One of the major fashion transformations for a man in his 40s is a new-found love of proper trousers, the sort your grandad wore all his life. I refuse to pay over £50 for a pair of jeans as it is. I’ve become reliant on Uniqlo’s range of casual-fit denim. I’ve also noticed that lots of jeans brands have started scrimping on their arse coverage due, I assume, to yoot’s predilection for revealing the brand of their undercrackers. I don’t want to look like a bloody builder or rapper! Trousers have become the practical option, and the best leg coverings I’ve found in recent times have been at Banana Republic. Tony Wilson’s favourite label! Soft and comfortable, I hope mine last forever. The trouble with trousers is that they have baggier pockets than jeans, and this can lead to disastrous consequences.

Having DJ’ed at a Central London location the other Friday, I got on a night bus, with my trousers on, obviously, sat down and settled in for the journey. The ride seemed to last 40 seconds… I was drunk. I got off and as I put the key in the front door, I realised that my pocket was empty. My phone was travelling, without a valid ticket, towards Enfield. My baggy pocket had released its bounty and my no-nonsense Nokia phone, my constant companion since 2008, that had sent something in the region of 25,000 texts and never taken a photograph, because it had no camera, was gone. With a screeching hangover, head ringing with pain, the following day I had to call Vodafone to explain my loss. It proved a fortuitous cock-up because I was rewarded with a free phone and a reduced monthly bill. Even so, proper trousers demand respect. You need to keep your hands in your pockets more.

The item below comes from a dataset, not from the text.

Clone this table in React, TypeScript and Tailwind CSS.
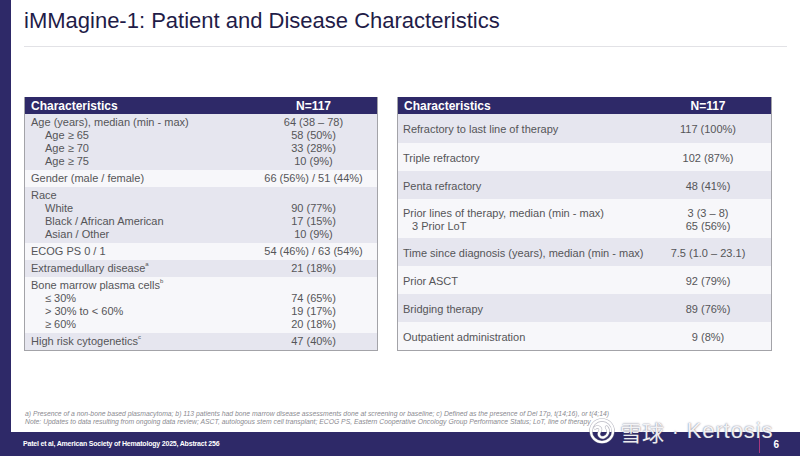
import React from 'react';

const PURPLE = 'bg-[#2e2968]';

type LeftRow = {
  lines: { label: React.ReactNode; value?: string; indent?: boolean }[];
  shade: boolean;
};

const leftRows: LeftRow[] = [
  {
    shade: true,
    lines: [
      { label: 'Age (years), median (min - max)', value: '64 (38 – 78)' },
      { label: 'Age ≥ 65', value: '58 (50%)', indent: true },
      { label: 'Age ≥ 70', value: '33 (28%)', indent: true },
      { label: 'Age ≥ 75', value: '10 (9%)', indent: true },
    ],
  },
  { shade: false, lines: [{ label: 'Gender (male / female)', value: '66 (56%) / 51 (44%)' }] },
  {
    shade: true,
    lines: [
      { label: 'Race' },
      { label: 'White', value: '90 (77%)', indent: true },
      { label: 'Black / African American', value: '17 (15%)', indent: true },
      { label: 'Asian / Other', value: '10 (9%)', indent: true },
    ],
  },
  { shade: false, lines: [{ label: 'ECOG PS 0 / 1', value: '54 (46%) / 63 (54%)' }] },
  {
    shade: true,
    lines: [
      {
        label: (
          <>
            Extramedullary disease<sup className="text-[6px] align-[3px]">a</sup>
          </>
        ),
        value: '21 (18%)',
      },
    ],
  },
  {
    shade: false,
    lines: [
      {
        label: (
          <>
            Bone marrow plasma cells<sup className="text-[6px] align-[3px]">b</sup>
          </>
        ),
      },
      { label: '≤ 30%', value: '74 (65%)', indent: true },
      { label: '> 30% to < 60%', value: '19 (17%)', indent: true },
      { label: '≥ 60%', value: '20 (18%)', indent: true },
    ],
  },
  {
    shade: true,
    lines: [
      {
        label: (
          <>
            High risk cytogenetics<sup className="text-[6px] align-[3px]">c</sup>
          </>
        ),
        value: '47 (40%)',
      },
    ],
  },
];

const rightRows: { lines: { label: string; value: string; indent?: boolean }[]; shade: boolean; h: string }[] = [
  { shade: true, h: 'h-[29px]', lines: [{ label: 'Refractory to last line of therapy', value: '117 (100%)' }] },
  { shade: false, h: 'h-[28px]', lines: [{ label: 'Triple refractory', value: '102 (87%)' }] },
  { shade: true, h: 'h-[28px]', lines: [{ label: 'Penta refractory', value: '48 (41%)' }] },
  {
    shade: false,
    h: 'h-[39px]',
    lines: [
      { label: 'Prior lines of therapy, median (min - max)', value: '3 (3 – 8)' },
      { label: '3 Prior LoT', value: '65 (56%)', indent: true },
    ],
  },
  { shade: true, h: 'h-[28px]', lines: [{ label: 'Time since diagnosis (years), median (min - max)', value: '7.5 (1.0 – 23.1)' }] },
  { shade: false, h: 'h-[28px]', lines: [{ label: 'Prior ASCT', value: '92 (79%)' }] },
  { shade: true, h: 'h-[28px]', lines: [{ label: 'Bridging therapy', value: '89 (76%)' }] },
  { shade: false, h: 'h-[28px]', lines: [{ label: 'Outpatient administration', value: '9 (8%)' }] },
];

function Header({ valueW }: { valueW: string }) {
  return (
    <div className={`flex h-[17px] items-center ${PURPLE} text-[12px] font-bold text-white`}>
      <div className="flex-1 pl-[6px]">Characteristics</div>
      <div className={`${valueW} text-center`}>N=117</div>
    </div>
  );
}

function LeftTable() {
  return (
    <div className="w-[354px] border border-[#a3a3a8] border-t-0">
      <Header valueW="w-[127px]" />
      {leftRows.map((row, i) => (
        <div key={i} className={`py-[2px] ${row.shade ? 'bg-[#e6e6ef]' : 'bg-[#f7f7fa]'}`}>
          {row.lines.map((l, j) => (
            <div key={j} className="flex h-[13px] items-center leading-[13px]">
              <div className={`flex-1 ${l.indent ? 'pl-[20px]' : 'pl-[6px]'}`}>{l.label}</div>
              <div className="w-[127px] text-center">{l.value}</div>
            </div>
          ))}
        </div>
      ))}
    </div>
  );
}

function RightTable() {
  return (
    <div className="w-[375px] border border-[#a3a3a8] border-t-0">
      <Header valueW="w-[126px]" />
      {rightRows.map((row, i) => (
        <div
          key={i}
          className={`flex flex-col justify-center pt-[2px] ${row.h} ${row.shade ? 'bg-[#e6e6ef]' : 'bg-[#f7f7fa]'}`}
        >
          {row.lines.map((l, j) => (
            <div key={j} className="flex h-[13px] items-center leading-[13px]">
              <div className={`flex-1 ${l.indent ? 'pl-[14px]' : 'pl-[5px]'}`}>{l.label}</div>
              <div className="w-[126px] text-center">{l.value}</div>
            </div>
          ))}
        </div>
      ))}
    </div>
  );
}

function SnowballLogo() {
  return (
    <svg width="26" height="26" viewBox="0 0 34 34" fill="none">
      <circle cx="17" cy="17" r="14.5" stroke="#7d7d90" strokeWidth="4.6" opacity="0.55" />
      <circle cx="17" cy="17" r="14.5" stroke="#ffffff" strokeWidth="3" />
      <path
        d="M8 13 C12 10 17 13 14 18 C11 22 15 27 20 25 C25 23 27 17 23 12"
        stroke="#7d7d90"
        strokeWidth="4.6"
        strokeLinecap="round"
        opacity="0.55"
      />
      <path
        d="M8 13 C12 10 17 13 14 18 C11 22 15 27 20 25 C25 23 27 17 23 12"
        stroke="#ffffff"
        strokeWidth="3"
        strokeLinecap="round"
      />
    </svg>
  );
}

export default function App() {
  return (
    <div className="relative flex h-[456px] w-[800px] flex-col overflow-hidden bg-white font-['Liberation_Sans',Arial,sans-serif]">
      <div className="flex flex-1">
        <div className={`w-[11px] ${PURPLE}`} />
        <div className="flex flex-1 flex-col pl-[13px] pr-[13px]">
          <h1 className="border-b border-[#e2e2e6] pb-[13px] pt-[8px] text-[22px] leading-[25px] text-[#1f1c48]">
            iMMagine-1: Patient and Disease Characteristics
          </h1>
          <div className="mt-[50px] flex gap-[19px] text-[11px] text-[#555558]">
            <LeftTable />
            <RightTable />
          </div>
          <div className="mt-[59px] pl-[1px] text-[6.8px] italic leading-[8px] text-[#8a8a90]">
            <p className="whitespace-nowrap">
              a) Presence of a non-bone based plasmacytoma; b) 113 patients had bone marrow disease assessments done at
              screening or baseline; c) Defined as the presence of Del 17p, t(14;16), or t(4;14)
            </p>
            <p className="whitespace-nowrap">
              Note: Updates to data resulting from ongoing data review; ASCT, autologous stem cell transplant; ECOG PS,
              Eastern Cooperative Oncology Group Performance Status; LoT, line of therapy
            </p>
          </div>
        </div>
      </div>
      <div className={`flex h-[24px] items-center ${PURPLE} pl-[23px] pr-[21px] text-white`}>
        <span className="flex-1 text-[7px] font-bold tracking-[-0.2px]">
          Patel et al, American Society of Hematology 2025, Abstract 256
        </span>
        <span className="mr-[13px] h-[17px] w-[1px] bg-[#a8387e]" />
        <span className="text-[10px] font-bold">6</span>
      </div>
      <div className="absolute left-[589px] top-[417px] flex items-center gap-[5px] whitespace-nowrap text-white/90 [text-shadow:0_0_1.5px_rgba(70,70,100,0.9)]">
        <SnowballLogo />
        <span className="font-['Noto_Sans_CJK_SC',sans-serif] text-[22px] leading-[28px]">雪球</span>
        <span className="mx-[3px] text-[20px] leading-[28px]">·</span>
        <span className="text-[22px] leading-[28px] tracking-[0.9px]">Kertosis</span>
      </div>
    </div>
  );
}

I’m often asked if I’ve ever had any fashion faux-pas in my stylish existence, and apart from the Stone Island debacle, my only outre purchase was a pair of white jeans in 1995. They were great, actually. White jeans are a young man’s game, but in ’95 I was young and single. So I bought the white jeans and wore them on a sweltering Tuesday, which was also the day that the music and football titles at IPC Magazines played football at dinnertime. It was 32 degrees, and I had pure water leaking from my armpits and forehead, such were the conditions. An hour of full exercise and I was as thirsty as a dog, so I jogged back to my office and downed a litre of Evian in little over ten seconds, then kept slurping to rehydrate. With my white jeans atop my sweltering legs, I was asked to run an errand as my junior position implied. Twenty minutes in, my arse turned into a crop spray. Without going into too many details, I had to bin my boxer shorts and remained in an IPC toilet for 30 minutes as my body expelled as much from my bowels as it could shift. I had plans that night; I soon wouldn’t.

It was a diabolical afternoon. I had acute diarrhoea and was wearing Daz-white denim. Inevitably, the strain started to show and a copper line developed around my Winnersh Triangle. I abandoned the evening’s meet-up and planned my homeward journey. I knew I was embarking on an embarrassing escapade, where schoolgirls and attractive women would crease up with laughter as their eyes spied my zebra’s rear. I sat wherever possible, stood against walls other times, then ran up Wimbledon hill to get indoors. I washed the jeans twice but the stains remained stubborn. In fashion, some things are not meant to be. The jeans were quickly disposed of.

When I was in Banana Republic the other day, buying some proper trousers, there were a few pairs of white jeans in the sale section, so I tried some on for old time’s sake. For a start, the legs were too tight. Anyone who came of age during the Madchester era can’t bear unyielding material against their skin. I thought I looked terrible in them – the wife wanted me to buy them. I knew that if I bought white jeans, at some point I’d be bent double in some godforsaken toilet feeling like I was the Space Shuttle on take-off. And I’d have left the burn marks! Having just seen a photograph of an albino zebra, that was the look I was rocking on that fateful Tuesday in 1995. Right, I’d better get on with some real work. And I need to feed Zbigniew.